The creator wedge: turn Close Friends into booked calls
Here is the angle no help-page covers. A Close Friends list is not just a privacy toggle. It is a warm-audience segment, and warm audiences convert. The people who joined your list raised their hand, they care enough to be your insiders. That intent is gold for an offer.
The mistake most creators make is treating Close Friends like a diary, posting moods and selfies with no path forward. The fix is to treat it like the bottom of your funnel: exclusive value, then a clear conversation trigger.
A simple framework:
- Give first. Share something the public feed does not get: a raw client win, a mini-training, an early-bird spot, a behind-the-scenes look at your method.
- Then open a loop. End the story with a single instruction: "Reply WIN if you want the breakdown," or "DM me COACH and I'll send the details." This is the same trigger logic behind comment-to-DM automation, just inside your warmest segment.
- Let the DM do the qualifying. When the reply lands, you (or an AI) ask two or three questions to understand the person's goal and timeline, then offer a call. That is the appointment-setting layer, and it is where the AI DM setter earns its keep.
This is the part worth saying clearly: the DM does not close the sale. For high-ticket coaches and creators, the close happens on a booked call. Close Friends starts the warm conversation, the DM qualifies and books, and you (or your closer) sell on the call. Frame the whole flow around filling your calendar with qualified calls, not closing in the inbox.
Why warm beats cold (and why depth matters)
Reach is not the goal, conversation is. Across 828K AI DM conversations we analyzed, a single follow-up more than doubles booked calls (+106%), and conversations that go deep convert far better than one-and-done replies. A Close Friends audience is primed to go deep: they already trust you, so the conversation that starts from a green-ring story tends to run longer and warmer than a cold inbound from a random reel.
That is the strategic case for Close Friends. It concentrates the people most likely to reply, and replies are the input to the only metric that matters: booked calls. If you want to see how that funnel performs end to end, our Instagram lead generation guide maps every stage from content to call.
Close Friends content ideas that drive DMs
Content for the list should feel like access, not broadcast. A few formats that consistently start conversations:
- The insider win: a short story showing a client result with the caption "this is the exact thing we fix, reply if you want the steps."
- The soft launch: open a handful of spots to the list 24 hours before the public feed. Scarcity plus exclusivity is a strong combination for warm buyers.
- The poll-to-DM: run a poll ("are you stuck on X or Y?"), then DM everyone who voted with a tailored next step.
- The mini-training: a 3-part Close Friends story teaching one tactic, ending with "want the full version? DM TRAIN."
- The note nudge: set a Close Friends-only note like "2 coaching spots left this week, reply here" to catch people who live in the inbox.

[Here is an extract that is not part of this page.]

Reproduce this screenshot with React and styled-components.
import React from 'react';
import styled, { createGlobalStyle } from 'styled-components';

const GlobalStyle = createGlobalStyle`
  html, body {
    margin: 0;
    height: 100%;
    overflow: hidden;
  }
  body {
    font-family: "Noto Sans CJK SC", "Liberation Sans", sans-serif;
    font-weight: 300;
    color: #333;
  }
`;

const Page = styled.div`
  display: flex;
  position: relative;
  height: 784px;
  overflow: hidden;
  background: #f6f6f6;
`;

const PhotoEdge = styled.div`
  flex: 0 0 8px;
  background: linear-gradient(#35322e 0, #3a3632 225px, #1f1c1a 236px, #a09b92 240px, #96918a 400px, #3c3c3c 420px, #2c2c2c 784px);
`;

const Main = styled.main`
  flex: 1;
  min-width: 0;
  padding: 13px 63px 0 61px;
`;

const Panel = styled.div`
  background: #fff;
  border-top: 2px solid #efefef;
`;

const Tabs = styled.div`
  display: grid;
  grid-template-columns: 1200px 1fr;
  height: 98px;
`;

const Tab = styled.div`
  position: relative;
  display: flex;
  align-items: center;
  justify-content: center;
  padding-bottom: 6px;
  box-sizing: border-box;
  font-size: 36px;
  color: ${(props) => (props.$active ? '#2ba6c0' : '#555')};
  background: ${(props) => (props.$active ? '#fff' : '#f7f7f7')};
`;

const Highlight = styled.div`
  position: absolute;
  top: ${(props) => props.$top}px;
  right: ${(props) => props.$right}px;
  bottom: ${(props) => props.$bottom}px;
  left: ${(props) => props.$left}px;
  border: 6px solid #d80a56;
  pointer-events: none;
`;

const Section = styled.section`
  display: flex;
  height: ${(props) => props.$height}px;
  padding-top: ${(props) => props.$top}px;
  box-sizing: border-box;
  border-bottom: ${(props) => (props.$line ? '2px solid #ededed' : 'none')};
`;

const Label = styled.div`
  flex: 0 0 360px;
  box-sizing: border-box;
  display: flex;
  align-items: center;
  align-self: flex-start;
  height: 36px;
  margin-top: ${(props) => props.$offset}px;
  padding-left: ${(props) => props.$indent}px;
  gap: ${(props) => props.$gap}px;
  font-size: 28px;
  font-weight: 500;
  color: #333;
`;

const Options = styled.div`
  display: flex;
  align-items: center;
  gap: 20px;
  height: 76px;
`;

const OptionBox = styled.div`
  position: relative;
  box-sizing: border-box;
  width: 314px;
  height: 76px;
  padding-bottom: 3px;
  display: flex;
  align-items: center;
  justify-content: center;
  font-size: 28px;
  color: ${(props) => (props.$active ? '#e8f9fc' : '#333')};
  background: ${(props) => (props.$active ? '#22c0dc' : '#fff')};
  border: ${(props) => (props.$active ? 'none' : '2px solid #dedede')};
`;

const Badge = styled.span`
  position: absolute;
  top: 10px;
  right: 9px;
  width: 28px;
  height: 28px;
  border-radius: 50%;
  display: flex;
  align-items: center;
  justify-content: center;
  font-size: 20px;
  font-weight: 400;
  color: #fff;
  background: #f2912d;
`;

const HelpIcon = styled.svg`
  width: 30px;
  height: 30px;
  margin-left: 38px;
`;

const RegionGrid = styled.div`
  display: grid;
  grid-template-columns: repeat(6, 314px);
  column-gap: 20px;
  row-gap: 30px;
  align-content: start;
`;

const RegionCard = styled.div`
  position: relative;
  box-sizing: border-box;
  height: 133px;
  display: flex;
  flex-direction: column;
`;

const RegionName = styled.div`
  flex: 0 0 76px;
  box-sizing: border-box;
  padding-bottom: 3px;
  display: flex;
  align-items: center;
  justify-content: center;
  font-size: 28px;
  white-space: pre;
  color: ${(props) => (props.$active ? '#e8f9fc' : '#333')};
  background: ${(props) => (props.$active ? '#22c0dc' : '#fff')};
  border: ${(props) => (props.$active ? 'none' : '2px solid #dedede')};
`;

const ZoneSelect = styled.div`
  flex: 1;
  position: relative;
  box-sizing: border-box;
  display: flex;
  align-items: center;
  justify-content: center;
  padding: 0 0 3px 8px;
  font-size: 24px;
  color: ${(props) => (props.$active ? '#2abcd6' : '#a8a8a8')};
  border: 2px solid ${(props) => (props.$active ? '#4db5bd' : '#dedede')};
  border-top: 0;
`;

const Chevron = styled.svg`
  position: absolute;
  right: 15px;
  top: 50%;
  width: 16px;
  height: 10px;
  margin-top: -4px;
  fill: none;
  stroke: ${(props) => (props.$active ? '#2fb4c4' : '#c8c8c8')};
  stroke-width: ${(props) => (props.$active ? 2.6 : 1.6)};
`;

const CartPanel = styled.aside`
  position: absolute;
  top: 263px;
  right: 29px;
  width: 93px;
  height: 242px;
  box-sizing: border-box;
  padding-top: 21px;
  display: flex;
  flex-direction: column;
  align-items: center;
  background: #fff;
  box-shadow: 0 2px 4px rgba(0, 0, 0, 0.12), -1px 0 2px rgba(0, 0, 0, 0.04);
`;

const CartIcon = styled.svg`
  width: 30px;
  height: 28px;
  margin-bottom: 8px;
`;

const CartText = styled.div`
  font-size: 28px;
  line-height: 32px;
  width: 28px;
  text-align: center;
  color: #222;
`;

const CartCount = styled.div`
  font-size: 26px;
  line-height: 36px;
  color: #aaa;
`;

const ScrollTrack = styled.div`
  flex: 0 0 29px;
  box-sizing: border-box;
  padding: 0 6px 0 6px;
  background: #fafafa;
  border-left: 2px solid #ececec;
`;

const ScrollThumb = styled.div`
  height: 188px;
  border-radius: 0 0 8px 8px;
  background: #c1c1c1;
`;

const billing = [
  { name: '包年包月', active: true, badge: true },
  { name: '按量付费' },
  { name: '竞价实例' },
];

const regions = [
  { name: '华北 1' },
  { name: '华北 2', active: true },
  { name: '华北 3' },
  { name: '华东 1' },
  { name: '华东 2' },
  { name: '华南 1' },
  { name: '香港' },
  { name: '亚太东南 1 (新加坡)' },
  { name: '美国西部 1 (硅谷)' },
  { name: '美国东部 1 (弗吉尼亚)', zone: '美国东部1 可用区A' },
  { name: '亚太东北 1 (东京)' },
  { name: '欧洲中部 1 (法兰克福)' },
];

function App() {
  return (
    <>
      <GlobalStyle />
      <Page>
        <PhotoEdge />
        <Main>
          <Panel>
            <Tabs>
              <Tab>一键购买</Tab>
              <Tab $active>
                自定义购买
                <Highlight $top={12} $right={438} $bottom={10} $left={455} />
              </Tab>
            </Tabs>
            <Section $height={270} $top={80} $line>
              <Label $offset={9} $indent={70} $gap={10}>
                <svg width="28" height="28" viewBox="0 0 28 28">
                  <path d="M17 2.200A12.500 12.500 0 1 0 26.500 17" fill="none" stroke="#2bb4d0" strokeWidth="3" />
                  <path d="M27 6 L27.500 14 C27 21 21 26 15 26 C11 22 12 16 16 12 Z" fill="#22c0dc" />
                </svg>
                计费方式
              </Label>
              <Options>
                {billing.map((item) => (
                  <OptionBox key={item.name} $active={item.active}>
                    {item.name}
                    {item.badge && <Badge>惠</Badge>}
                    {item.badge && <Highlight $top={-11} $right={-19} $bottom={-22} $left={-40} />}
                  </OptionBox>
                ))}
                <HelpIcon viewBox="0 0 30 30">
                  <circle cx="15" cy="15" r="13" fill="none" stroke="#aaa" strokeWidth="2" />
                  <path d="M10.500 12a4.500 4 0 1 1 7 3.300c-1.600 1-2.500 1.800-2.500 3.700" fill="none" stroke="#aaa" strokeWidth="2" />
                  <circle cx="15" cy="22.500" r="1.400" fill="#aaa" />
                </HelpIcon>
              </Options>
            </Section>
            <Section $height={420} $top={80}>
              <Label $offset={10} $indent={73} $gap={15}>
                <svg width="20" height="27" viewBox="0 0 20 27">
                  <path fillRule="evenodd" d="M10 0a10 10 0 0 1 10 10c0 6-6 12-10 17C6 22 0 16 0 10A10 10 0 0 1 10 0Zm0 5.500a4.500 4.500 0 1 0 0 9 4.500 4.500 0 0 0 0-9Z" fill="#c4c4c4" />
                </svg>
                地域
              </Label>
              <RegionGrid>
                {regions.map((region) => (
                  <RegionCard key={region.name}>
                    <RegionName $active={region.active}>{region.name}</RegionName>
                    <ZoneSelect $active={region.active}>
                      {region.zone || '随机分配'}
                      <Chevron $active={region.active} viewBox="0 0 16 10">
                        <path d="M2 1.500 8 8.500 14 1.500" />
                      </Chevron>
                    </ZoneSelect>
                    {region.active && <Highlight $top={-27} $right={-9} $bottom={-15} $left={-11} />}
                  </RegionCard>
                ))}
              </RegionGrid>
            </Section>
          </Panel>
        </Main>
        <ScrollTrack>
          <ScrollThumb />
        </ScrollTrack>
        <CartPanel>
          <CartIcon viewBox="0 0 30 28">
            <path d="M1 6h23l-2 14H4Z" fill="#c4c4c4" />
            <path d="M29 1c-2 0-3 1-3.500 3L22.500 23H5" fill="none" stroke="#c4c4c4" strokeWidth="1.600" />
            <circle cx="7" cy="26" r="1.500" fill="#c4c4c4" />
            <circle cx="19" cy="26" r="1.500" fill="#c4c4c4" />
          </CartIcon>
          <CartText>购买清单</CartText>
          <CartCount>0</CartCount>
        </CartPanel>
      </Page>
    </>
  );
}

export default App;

Each of these ends with a reply, and each reply is a thread you can qualify. Pair them with proven openers from our Instagram DM scripts so the conversation flows instead of stalling.
Where it fits in a real Instagram funnel
Close Friends is one tool in a larger acquisition system, not the whole thing. A healthy 2026 creator funnel usually looks like this:
- Public content for reach (reels, main stories, comment-to-DM prompts).
- Warm segmentation with Close Friends and a broadcast channel for the people who engage.
- DM conversation that qualifies intent and timeline.
- Booked call for the actual sale.
The friction is almost always at step 3. You can build the warmest Close Friends list on Instagram, but if every "DM me WIN" reply waits hours for an answer, the warmth cools fast. Speed and consistent follow-up are what convert warm intent into a calendar slot, which is exactly why creators automate the conversation layer. Tools like the ones in our best AI setters roundup answer in seconds, qualify with a few questions, and propose a time, so the warm audience you worked to build does not leak.
If you are automating that layer yourself, our walkthrough on how to automate Instagram DMs with AI and the broader Instagram DM automation guide cover the safe, Meta-compliant setup. The point is simple: Close Friends fills the top of the warm funnel, and the AI setter handles the conversation that turns it into pipeline.
Common mistakes to avoid
- Treating it like a personal diary. If there is never a next step, the list builds zero pipeline. Give value, then open a loop.
- Adding everyone. The moment the list stops feeling exclusive, the magic dies. Curate it.
- Posting and ghosting. A reply that sits unanswered for hours is a lost call. Reply fast or automate the first response.
- Selling hard every day. Warm audiences punish constant pitching. Lead with value; pitch occasionally and softly.
- Ignoring the data. Track which Close Friends stories get the most replies and double down on that format. The reply rate, not the view count, is your signal. For more on turning IG attention into DMs, see our Instagram DM marketing playbook.
FAQ
Can you tell if you are on someone's Close Friends list on Instagram?
Not directly. There is no notification and no list you can view. The only clue is that their Close Friends stories appear to you with a green ring and a green star badge. If you see that green ring, you are on their list; if you never see it, you are not.
What is the difference between friends and close friends on Instagram?
"Friends" is not a formal Instagram setting, people usually mean your followers or mutuals. Close Friends is a specific feature: a private, curated list that only you control, used to share stories, notes, and reels with a chosen subset of your audience instead of everyone.
Can people see who your Close Friends are on Instagram?
No. Your Close Friends list is private and visible only to you. The people on it cannot see the full list or who else is included. They only know they are on it because your Close Friends content reaches them with the green ring.
Is there a limit to how many people you can add to Close Friends?
There is no published hard cap that most creators will realistically reach, so the list scales with your warm audience. The practical limit is strategic, not technical: once the list grows so large that it no longer feels exclusive, it loses the intimacy that makes it convert.
How do creators use Close Friends to get clients?
They use it as a warm-audience nurture tier. They share exclusive value (client wins, mini-trainings, early-bird spots) to the list, end each post with a conversation trigger like "reply WIN," then qualify and book a call in the DM. The close happens on the call, Close Friends just starts the warm conversation that fills the calendar.
Does adding someone to Close Friends notify them?
No. Instagram does not send a notification when you add or remove someone from your Close Friends list. The change is silent. People only realize they have been added when a green-ring story shows up, and they will not be alerted if you remove them.